J’y ai pris je l’avoue un plaisir régressif, un peu comme quand je mange un hamburger.
Mais le lendemain, lorsqu’il faut digérer…
À la réflexion, après avoir dormi dessus, je trouve ce film complètement con. Sa faille la plus béante, c’est que le plaisant cynisme « 4e mur en miettes » de Deadpool, conjugué au principe du Multivers, fait qu’absolument plus rien de ce qui nous est donné à voir n’a de sens, d’importance, ni d’enjeu narratif. Tout ce qui se passe et peut se passer est « pour rire » : plus aucune perspective tragique n’est possible, puisque dès qu’un personnage meurt, ô comme c’est fastoche, on va chercher son double dans un univers parallèle.
L’idée du Void, désert où sont précipités les concepts ringards dont le cinéma ne veut plus est intéressante visuellement, presque attendrissante, mais purement théorique, elle n’émeut pas. On jette dans le Void les échecs commerciaux (le cadavre géant d’Ant-Man en premier, bonjour les sarcasmes), ok, ce n’est que du discours sur le cinéma, pas du cinéma. De même les acteurs ne cèdent jamais la place à leurs personnages : on reconnaît Chris Evans, Wesley Snipes et Jennifer Garner, mais pas Johnny Storm, Blade ou Elektra. Alors que moi, ce que j’aime chez Marvel, c’est le contraire, c’est être touché par des personnages qui sont humains (en plus d’être surhumains), et pleurer quand ils meurent. J’aime quand ce n’est pas seulement « pour rire » mais aussi, un peu, pour pleurer. J’avais pleuré à la fin de Logan, j’y croyais, moi, à cet enterrement ! J’ai besoin d’un minimum de premier degré !
2) Emila Perez (Jacques Audiard, avec Karla Sofía Gascón et Zoe Saldaña).
Là, oui, j’ai eu mon compte de premier degré tragique, merci. ET de second degré esthétique, de distance et de style apportés par l’anti-réalisme consubstantiel à la comédie musicale. J’ai été emballé sur les deux tableaux, convaincu, captivé, et d’ailleurs c’est bien simple j’ai pleuré lors de l’enterrement de l’un des personnages sur une reprise espagnole et bouleversante de Brassens.
Cannes a décerné aux quatre femmes du casting un prix d’interprétation collectif : prix de la sororité en somme. Karla Sofía Gascón dans le rôle-titre, actrice transgenre, a sans aucun doute mérité cette distinction, ainsi que les deux autres actrices, sensiblement plus secondaires, Selena Gomez et Adriana Paz. Mais c’est Zoe Saldaña dans le rôle de l’avocate qui rafle la mise et fait le show à elle toute seule tant elle parle et chante et bouge et danse avec justesse.
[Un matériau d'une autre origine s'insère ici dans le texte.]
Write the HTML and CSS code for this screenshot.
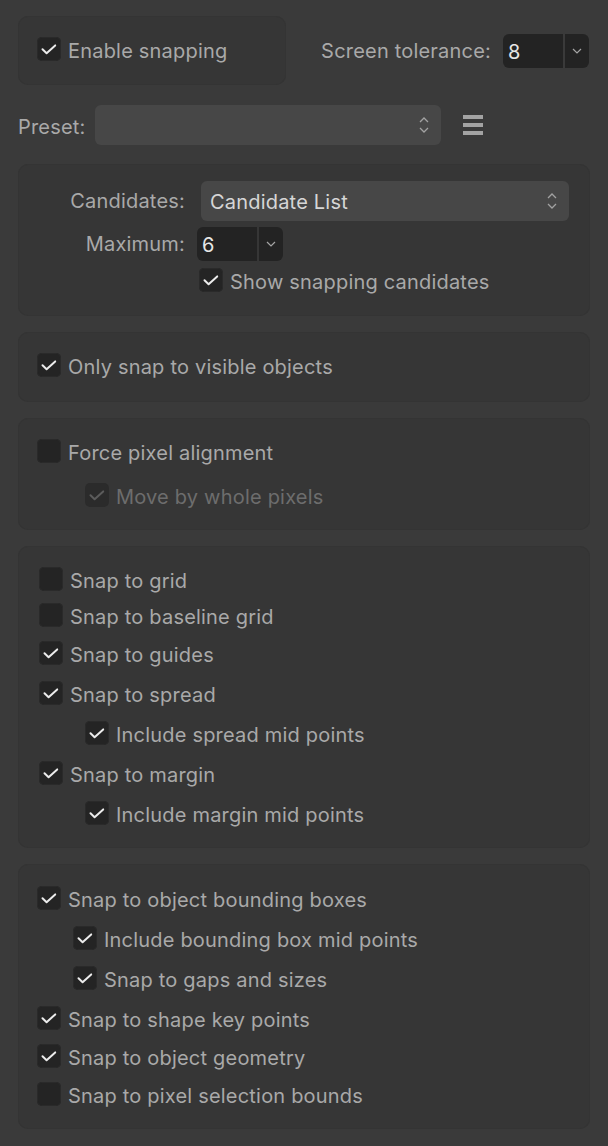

Zoe Saldaña est ma préférée actrice (je n’oublie pas qu’elle excelle aussi dans les films Marvel dans le rôle de Gamora, ah comme il est compliqué de ne pas être manichéen et péremptoire, mais c’est ainsi, je ne suis Scorsese).
Et Emilia Perez est ma préférée comédie musicale depuis Annette : j’en suis sorti avec la même électricité dans le corps et la même pulsion de revoir le film le plus rapidement possible, comme on se repasse un disque. Hélas la BO n’est pas éditée en disque (nous sommes en 2024). Les chansons sont parfaites, aux bons soins de Clément Ducal et Camille (on peut les écouter ici), comme celles d’Annette étaient dues aux Sparks (c’était le bon temps, j’avais acheté l’album en CD).
Une autre vertu d’Emilia Perez est qu’il a fait enrager Marion Maréchal et toute l’extrême-droite. En ces temps louches où le fascisme dédiabolisé trépigne aux portes du pouvoir, la tolérance envers les personnes trans est un excellent baromètre de la tolérance tout court. Pouvons-nous supporter le principe de réalité d’Emilia Perez caché derrière les artifices de la comédie musicale ? Les personnes trans existent, les cartels mexicains existent, la douleur existe, le malheur existe, la mort existe. (Pour rappel : les mutants immortels bénéficiant d’un facteur d’auto-régénération n’existent pas.) Et on prétend que c’est la gauche qui n’est pas capable d’accepter la réalité !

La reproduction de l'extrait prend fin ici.